Sunday, August 15, 2010

Lest we forget

It was 65 years ago that the world changed and Hiroshima and Nagasaki almost ceased to exist. I find that Japanese people don't talk about the war much. A small minority have strong feelings and are quite vocal but most people never speak of and seem to only even rarely think of what happend. Japanese people seldom showing their emotions and me being a (American looking) foreigner means that I can still probably count on my hands the times I have had a substantial conversation about WWII.

But as this is the anniversary, there have been numerous specials on tv every night and people are more openly talking of the war than I can ever remember.

The other night I was having dinner at the home of a 70 year old pottery salesman and he, his family and I were watching one of these well produced and insightful specials. We all talked naturally of the horrors of war and even the thorny subject of where guilt should lie. But then, tongue loosened from shochu, the patriarch began to talk ... and remember.
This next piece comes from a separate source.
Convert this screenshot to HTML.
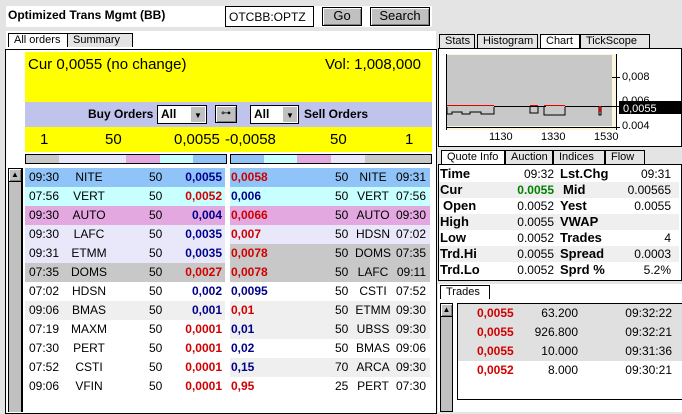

I had always wondered how close to Arita/Imari the bombings came but this night, for the first time, I learned that they had been hit and hit hard. He told us of the lengths his Mother and Father went to to protect him as airplanes whizzed over head and bombs rocked the town. He told an amazing story about how one of the largets pottery companies in Arita was levelled when the Americans mistook it for a munitions plant.

It was as if, and if only for a few short minutes, he put aside his usually stoic demeanour and, with no prodding at all, gave me my first glimpse of a pottery town at war. Pushed by the knowledge that what he had to say was too important to be silenced by the years or the very human desire to forget, he carefully answered each and every question. It was moving.

The anguish, loss and pain that war brings is a curse on so many around the world. But no mater how uncomfortable, sad or even guilty it makes us feel, we must never cease to listen to their memories. Peace demands that we hear their stories; warnings of a dark path most of us are blessed never to have walked.